Tavazzano, omicidio Dipaola: il movente non convince

La pista passionale non è più l’unica seguita dai pm

La vittima dell'omicidio, Amato Dipaola

La vittima dell'omicidio, Amato Dipaola

Tavazzano (Lodi), 29 agosto 2019 - Nella telecamera il film del delitto. A inchiodare l’omicida Sebastian Ganci, 40 anni, guardia giurata originaria di Cerignola, ma residente da anni in una palazzina popolare in via Di Vittorio a Tavazzano, sono state le immagini registrate dalla sua telecamere installata all’interno dell’abitazione. La procura di Lodi, grazie a una consulenza, è riuscita a entrare in possesso dei brutali fotogrammi dell’esecuzione di Amato Dipaola, il 29enne, cugino di Ganci, ucciso all’alba dell’11 agosto per un raptus di gelosia.

Gli inquirenti hanno chiesto anche l’acquisizione dei tabulati telefonici, il tutto al fine di approfondire le indagini e quindi poter valutare un eventuale altro movente alternativo a quello al momento ipotizzato. Dipaola è stato ucciso con 5 colpi di pistola all’interno dell’appartamento di Ganci: il vigilante ha confessato d’aver sparato per gelosia nei confronti di una 17enne romena.
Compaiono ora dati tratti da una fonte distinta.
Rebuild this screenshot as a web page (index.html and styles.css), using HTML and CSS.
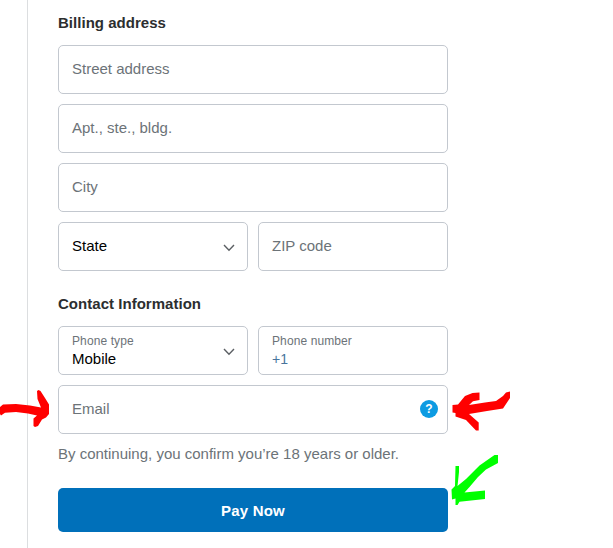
FILE: index.html
```html
<!DOCTYPE html>
<html lang="en">
<head>
    <meta charset="UTF-8">
    <meta name="viewport" content="width=device-width, initial-scale=1.0">
    <title>Checkout</title>
    <link rel="stylesheet" href="styles.css">
</head>
<body>
    <main class="checkout">
        <form class="payment-form">
            <h2>Billing address</h2>
            <div class="form-group">
                <div class="field"><span class="placeholder">Street address</span></div>
                <div class="field"><span class="placeholder">Apt., ste., bldg.</span></div>
                <div class="field"><span class="placeholder">City</span></div>
                <div class="row">
                    <div class="field select">
                        <span class="value">State</span>
                        <svg class="chevron" viewBox="0 0 12 8"><path d="M1 1l5 5.2L11 1"/></svg>
                    </div>
                    <div class="field"><span class="placeholder">ZIP code</span></div>
                </div>
            </div>

            <h2>Contact Information</h2>
            <div class="form-group">
                <div class="row">
                    <div class="field select filled">
                        <div>
                            <span class="label">Phone type</span>
                            <span class="value">Mobile</span>
                        </div>
                        <svg class="chevron" viewBox="0 0 12 8"><path d="M1 1l5 5.2L11 1"/></svg>
                    </div>
                    <div class="field filled">
                        <div>
                            <span class="label">Phone number</span>
                            <span class="prefix">+1</span>
                        </div>
                    </div>
                </div>
                <div class="field">
                    <span class="placeholder">Email</span>
                    <span class="help">?</span>
                </div>
            </div>

            <p class="terms">By continuing, you confirm you’re 18 years or older.</p>
            <button type="button" class="pay-button">Pay Now</button>
        </form>
    </main>

    <!-- hand-drawn arrows over the form -->
    <svg class="arrows" width="613" height="548" viewBox="0 0 613 548">
        <g fill="#ff0000">
            <path d="M0 407L3 404.500L16 404L30 405.500L41 407.500L37.500 399L37 391L38.500 390L40.500 391L45 398L49 404.500V414L46 417.500L42 419.500L38 426L35 427L33.500 426V418.500L37 415.500L28 413.500L16 412L5 412.700L1 415.500L0 414Z"/>
            <path d="M452.500 405L458 404.500L465 396L472.500 393L479.500 392.500V400L473 401.300L469 405L485 402.500L496 401L503 396L506 392.500L510 391.500V398L503 408.500L487 411L469 414L478.700 422.500V430.500H476L466 420L455.500 416.500V413L452.500 412.500Z"/>
        </g>
        <path fill="#00ff00" d="M455.500 466H459V472L457.500 486L466 479L479.500 465.500L494.500 455H498V463L486 469.500L478 477L469.500 487L464.500 492.500L485 490.500V499L459.500 501.700L457.500 505H455.500V498.500L452 499.500L451.500 489.500L455 486Z"/>
    </svg>
</body>
</html>
```

FILE: styles.css
```css
* {
    box-sizing: border-box;
}

body {
    margin: 0;
    background: #fff;
    font-family: "Liberation Sans", Arial, sans-serif;
    font-size: 15px;
    color: #2c2e2f;
}

.checkout {
    margin-left: 27px;
    min-height: 548px;
    padding: 13px 0 16px 30px;
    border-left: 1px solid #dcdee0;
}

.payment-form {
    width: 390px;
}

h2 {
    margin: 0 0 12px;
    font-size: 15px;
    line-height: 20px;
    font-weight: bold;
    letter-spacing: 0.03px;
}

.form-group {
    display: grid;
    gap: 10px;
}

.form-group + h2 {
    margin-top: 23px;
}

.row {
    display: grid;
    grid-template-columns: 1fr 1fr;
    gap: 10px;
}

.field {
    display: flex;
    align-items: center;
    justify-content: space-between;
    height: 49px;
    padding: 0 9px 0 13px;
    border: 1px solid #c3c8cf;
    border-radius: 5px;
    line-height: 18px;
}

.placeholder {
    padding-bottom: 2px;
    color: #6c7378;
}

.value {
    padding-bottom: 2px;
    color: #000;
}

.select {
    padding-right: 12px;
}

.filled .label,
.filled .value,
.filled .prefix {
    display: block;
    padding: 0;
}

.label {
    font-size: 12px;
    line-height: 16px;
    letter-spacing: 0.1px;
    color: #6c7378;
}

.filled .value,
.filled .prefix {
    margin-top: 1px;
}

.prefix {
    font-size: 14px;
    color: #48749c;
}

.chevron {
    width: 12px;
    height: 8px;
    margin-top: 2px;
    fill: none;
    stroke: #5b5f63;
    stroke-width: 1.4;
}

.help {
    width: 18px;
    height: 18px;
    margin-bottom: 2px;
    border-radius: 50%;
    background: #0d9be2;
    color: #fff;
    font-size: 12px;
    font-weight: bold;
    line-height: 18px;
    text-align: center;
}

.terms {
    margin: 10px 0 24px;
    line-height: 20px;
    color: #6c7378;
}

.pay-button {
    display: block;
    width: 100%;
    height: 44px;
    padding: 0;
    border: none;
    border-radius: 5px;
    background: #0070ba;
    color: #fff;
    font-family: inherit;
    font-size: 15px;
    font-weight: bold;
    letter-spacing: 0.2px;
}

.arrows {
    position: absolute;
    top: 0;
    left: 0;
    pointer-events: none;
}
```
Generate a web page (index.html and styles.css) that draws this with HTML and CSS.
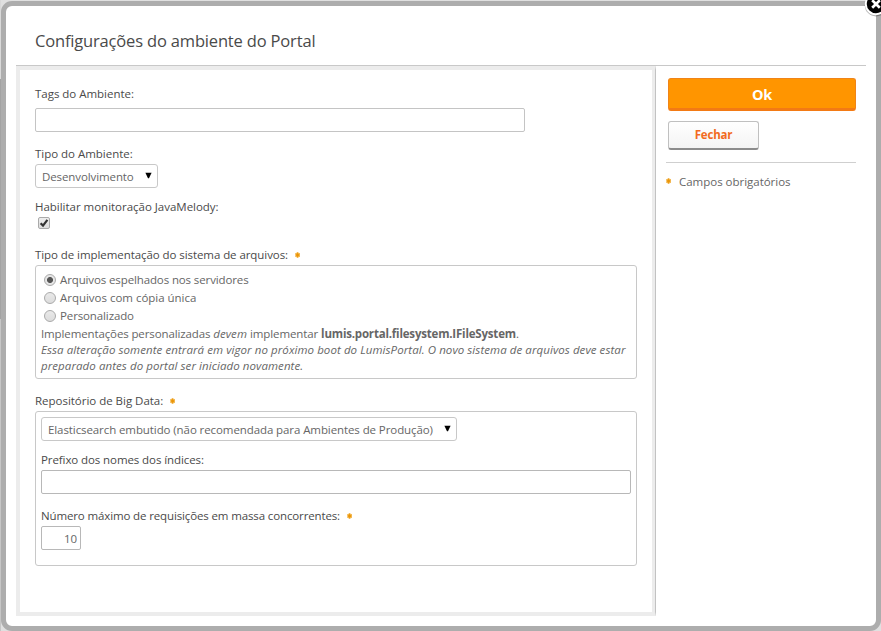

L’indagato avrebbe sparato dopo che Dipaola avrebbe detto: «A me di lei non interessa niente, la voglio solo portare a letto».

La Procura di Lodi però vuole verificare l’attendibilità di versione e moventi indicati dall’indiziato: da qui la consulenza sulle immagini della telecamera di sorveglianza istallata nella casa del Ganci e sul traffico telefonico di indagato e vittima. Inoltre anche rispetto a quanto dichiarato dalla ragazza, unica testimone del delitto, è in corso una verifica per comprendere se tra la vittima e l’omicida vi siano stati altri tipi di contatto, anche esterni a quelli nelle mura domestiche. Proprio la 17enne avrebbe confermato di essere stata la causa del litigio e di esser stata presente all’accaduto.

Seppure tra Ganci e la minore vi era un’amicizia speciale pronta ad evolversi in una relazione, che il cugino arrivato appena un giorno prima del delitto dalla Puglia stava mettendo in pericolo, gli inquirenti sembrano non accontentarsi, al momento, del movente passionale. Per l’indagato è stato confermato l’arresto e dopo l’autopsia, compiuta nei giorni scorsi, ha preso corpo la tesi della chiara intenzione di uccidere. Inoltre sono state disposte ed effettuate le analisi sull’indagato per verificare se fosse sotto effetto di alcool o stupefacenti, cosa che potrebbe rappresentare una ulteriore aggravante. «Sono stati cinque i colpi di pistola, tutti in punti vitali che hanno ucciso Dipaola - spiega l’avvocato della parte offesa Antonio Merlicco -. Quella di Ganci è stata una vera e propria esecuzione. La famiglia Dipaola ora chiede giustizia. Chiediamo di capire anche il movente del delitto, perché non è detto che sia quello raccontato dall’indagato». Infatti la famiglia della vittima ha fatto sapere, sempre per bocca del legale, che si costituirà parte civile nel processo.